SQL> analyze table tab1 compute statistics for columns b size 8;

SQL> select lpad(TABLE_NAME,10), lpad(COLUMN_NAME, 5),

2> endpoint_number, endpoint_value

3> from user_histograms;

LPAD(TABLE LPAD( ENDPOINT_NUMBER ENDPOINT_VALUE

---------- ----- --------------- --------------

TAB1 B 0 1

TAB1 B 7 5

TAB1 B 8 10000

Here, Oracle creates the requested number of buckets but puts the same

number of values into each bucket, where there are more endpoint values

that are the same for the frequently occurring value.

The ENDPOINT_NUMBER is the actual bucket number and ENDPOINT_VALUE is

the endpoint value of the bucket determined by the column value.
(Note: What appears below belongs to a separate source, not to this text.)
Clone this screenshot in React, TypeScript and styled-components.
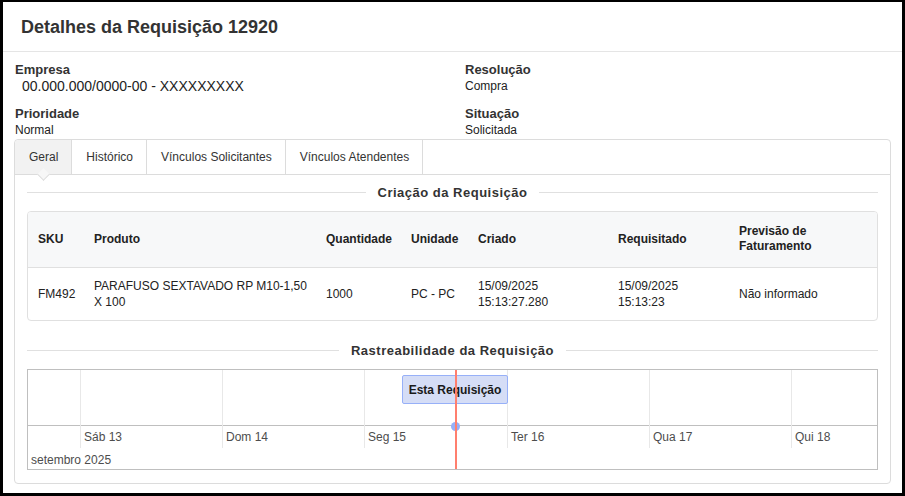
import React from 'react';
import styled, { createGlobalStyle } from 'styled-components';

const GlobalStyle = createGlobalStyle`
  html, body {
    margin: 0;
    padding: 0;
    background: #ffffff;
  }
  body {
    font-family: "Liberation Sans", Arial, sans-serif;
    color: #333;
  }
  * { box-sizing: border-box; }
`;

const Dialog = styled.div`
  width: 905px;
  height: 496px;
  border-style: solid;
  border-color: #000;
  border-width: 2px 3px 3px 3px;
  background: #fff;
  display: flex;
  flex-direction: column;
  overflow: hidden;
`;

const Header = styled.div`
  height: 50px;
  padding: 1px 18px 0;
  display: flex;
  align-items: center;
  border-bottom: 1px solid #e5e5e5;
`;

const Title = styled.h1`
  margin: 0;
  font-size: 18px;
  font-weight: bold;
  color: #333;
`;

const Body = styled.div`
  padding: 10px 11px 0;
`;

const FieldGrid = styled.div`
  display: grid;
  grid-template-columns: 450px 1fr;
  row-gap: 12px;
`;

const Field = styled.div`
  display: flex;
  flex-direction: column;
  padding-left: 1px;
`;

const Label = styled.span`
  font-size: 13px;
  font-weight: bold;
  line-height: 16px;
  color: #333;
`;

const Value = styled.span<{ $big?: boolean }>`
  font-size: ${p => (p.$big ? '14px' : '12px')};
  line-height: 16px;
  color: #222;
  padding-left: ${p => (p.$big ? '7px' : '0')};
`;

const TabsPanel = styled.div`
  margin-top: 1px;
  border: 1px solid #dcdcdc;
  border-radius: 4px;
`;

const TabList = styled.div`
  display: flex;
  height: 35px;
  border-bottom: 1px solid #dcdcdc;
`;

const Tab = styled.div<{ $active?: boolean }>`
  position: relative;
  display: flex;
  align-items: center;
  padding: 0 13px 0 14px;
  font-size: 12px;
  color: #333;
  border-right: 1px solid #dcdcdc;
  background: ${p => (p.$active ? '#f2f2f2' : '#fff')};
  border-top-left-radius: ${p => (p.$active ? '4px' : '0')};

  &::after {
    content: '';
    display: ${p => (p.$active ? 'block' : 'none')};
    position: absolute;
    left: 24px;
    bottom: -5px;
    width: 8px;
    height: 8px;
    background: #f7f7f7;
    border-right: 1px solid #dcdcdc;
    border-bottom: 1px solid #dcdcdc;
    transform: rotate(45deg);
  }
`;

const TabContent = styled.div`
  padding: 9px 12px 13px;
`;

const SectionTitle = styled.div<{ $gap?: number }>`
  display: flex;
  align-items: center;
  gap: 12px;
  height: 16px;
  margin-top: ${p => p.$gap ?? 0}px;
  font-size: 13px;
  font-weight: bold;
  letter-spacing: 0.5px;
  color: #333;

  &::before, &::after {
    content: '';
    flex: 1;
    height: 1px;
    background: #e0e0e0;
  }
`;

const TableBox = styled.div`
  margin-top: 11px;
  border: 1px solid #e0e0e0;
  border-radius: 4px;
  overflow: hidden;
`;

const Table = styled.table`
  width: 100%;
  border-collapse: collapse;
  table-layout: fixed;
  font-size: 12px;
`;

const HeadCell = styled.th<{ $w: number }>`
  width: ${p => p.$w}px;
  height: 55px;
  padding: 0 4px 0 10px;
  text-align: left;
  font-weight: bold;
  line-height: 15px;
  background: #f7f8f9;
  border-bottom: 1px solid #e0e0e0;
  color: #222;
`;

const Cell = styled.td`
  height: 53px;
  padding: 0 4px 0 10px;
  line-height: 16px;
  color: #222;
  vertical-align: middle;
`;

const Timeline = styled.div`
  position: relative;
  margin-top: 11px;
  height: 101px;
  border: 1px solid #bfbfbf;
  overflow: hidden;
`;

const ItemArea = styled.div`
  height: 56px;
  border-bottom: 1px solid #bfbfbf;
`;

const GridLine = styled.div`
  position: absolute;
  top: 0;
  height: 78px;
  width: 1px;
  background: #e8e8e8;
`;

const DayLabel = styled.span`
  position: absolute;
  top: 60px;
  font-size: 12px;
  line-height: 15px;
  color: #4d4d4d;
`;

const MonthLabel = styled.span`
  position: absolute;
  left: 3px;
  top: 83px;
  font-size: 12px;
  line-height: 15px;
  color: #4d4d4d;
`;

const Item = styled.div`
  position: absolute;
  top: 5px;
  height: 29px;
  display: flex;
  align-items: center;
  justify-content: center;
  background: #d5ddf6;
  border: 1px solid #97b0f8;
  border-radius: 2px;
  font-size: 12px;
  font-weight: bold;
  color: #1a1a1a;
`;

const ItemStem = styled.div`
  position: absolute;
  top: 34px;
  height: 22px;
  width: 1px;
  background: #97b0f8;
`;

const ItemDot = styled.div`
  position: absolute;
  top: 52px;
  width: 9px;
  height: 9px;
  border-radius: 50%;
  background: #97b0f8;
`;

const NowLine = styled.div`
  position: absolute;
  top: 0;
  bottom: 0;
  width: 2px;
  background: #ff7f6e;
`;

const tabs = ['Geral', 'Histórico', 'Vínculos Solicitantes', 'Vínculos Atendentes'];

const columns: { title: React.ReactNode; w: number }[] = [
  { title: 'SKU', w: 56 },
  { title: 'Produto', w: 232 },
  { title: 'Quantidade', w: 85 },
  { title: 'Unidade', w: 67 },
  { title: 'Criado', w: 140 },
  { title: 'Requisitado', w: 121 },
  { title: <>Previsão de<br />Faturamento</>, w: 150 },
];

const days = ['Sáb 13', 'Dom 14', 'Seg 15', 'Ter 16', 'Qua 17', 'Qui 18'];

export default function App() {
  return (
    <>
      <GlobalStyle />
      <Dialog>
        <Header>
          <Title>Detalhes da Requisição 12920</Title>
        </Header>
        <Body>
          <FieldGrid>
            <Field>
              <Label>Empresa</Label>
              <Value $big>00.000.000/0000-00 - XXXXXXXXX</Value>
            </Field>
            <Field>
              <Label>Resolução</Label>
              <Value>Compra</Value>
            </Field>
            <Field>
              <Label>Prioridade</Label>
              <Value>Normal</Value>
            </Field>
            <Field>
              <Label>Situação</Label>
              <Value>Solicitada</Value>
            </Field>
          </FieldGrid>

          <TabsPanel>
            <TabList>
              {tabs.map((t, i) => (
                <Tab key={t} $active={i === 0}>{t}</Tab>
              ))}
            </TabList>
            <TabContent>
              <SectionTitle>Criação da Requisição</SectionTitle>
              <TableBox>
                <Table>
                  <thead>
                    <tr>
                      {columns.map((c, i) => (
                        <HeadCell key={i} $w={c.w}>{c.title}</HeadCell>
                      ))}
                    </tr>
                  </thead>
                  <tbody>
                    <tr>
                      <Cell>FM492</Cell>
                      <Cell>PARAFUSO SEXTAVADO RP M10-1,50 X 100</Cell>
                      <Cell>1000</Cell>
                      <Cell>PC - PC</Cell>
                      <Cell>15/09/2025<br />15:13:27.280</Cell>
                      <Cell>15/09/2025<br />15:13:23</Cell>
                      <Cell>Não informado</Cell>
                    </tr>
                  </tbody>
                </Table>
              </TableBox>

              <SectionTitle $gap={21}>Rastreabilidade da Requisição</SectionTitle>
              <Timeline>
                <ItemArea />
                {days.map((d, i) => {
                  const x = Math.round(52 + i * 142.2);
                  return (
                    <React.Fragment key={d}>
                      <GridLine style={{ left: x }} />
                      <DayLabel style={{ left: x + 4 }}>{d}</DayLabel>
                    </React.Fragment>
                  );
                })}
                <MonthLabel>setembro 2025</MonthLabel>
                <Item style={{ left: 374, width: 106 }}>Esta Requisição</Item>
                <ItemStem style={{ left: 427 }} />
                <ItemDot style={{ left: 423 }} />
                <NowLine style={{ left: 427 }} />
              </Timeline>
            </TabContent>
          </TabsPanel>
        </Body>
      </Dialog>
    </>
  );
}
From above, bucket 0 holds the low value for the column. You cannot see

buckets 1 to 6 so as to save space.

But we have bucket 1 with an endpoint of 5,

bucket 2 with an endpoint of 5,

bucket 3 with an endpoint of 5,

bucket 4 with an endpoint of 5,

bucket 5 with an endpoint of 5,

bucket 6 with an endpoint of 5,

bucket 7 with an endpoint of 5 AND

bucket 8 with an endpoint of 10000

So bucket 8 contains values between 5 and 10000.

All buckets contain the same number of values (which is why they are called

height-balanced histograms), except the last bucket may have less values

then the other buckets.

If the data is uniform, you would not use histograms. However, if you request

the same number of buckets as distinct values, Oracle creates 1 bucket. If

you request less buckets, Oracle uses an algorithm to balance values into each

bucket and any values that remain (which have to be less then the number

stored in each height-balanced bucket) go into the last bucket.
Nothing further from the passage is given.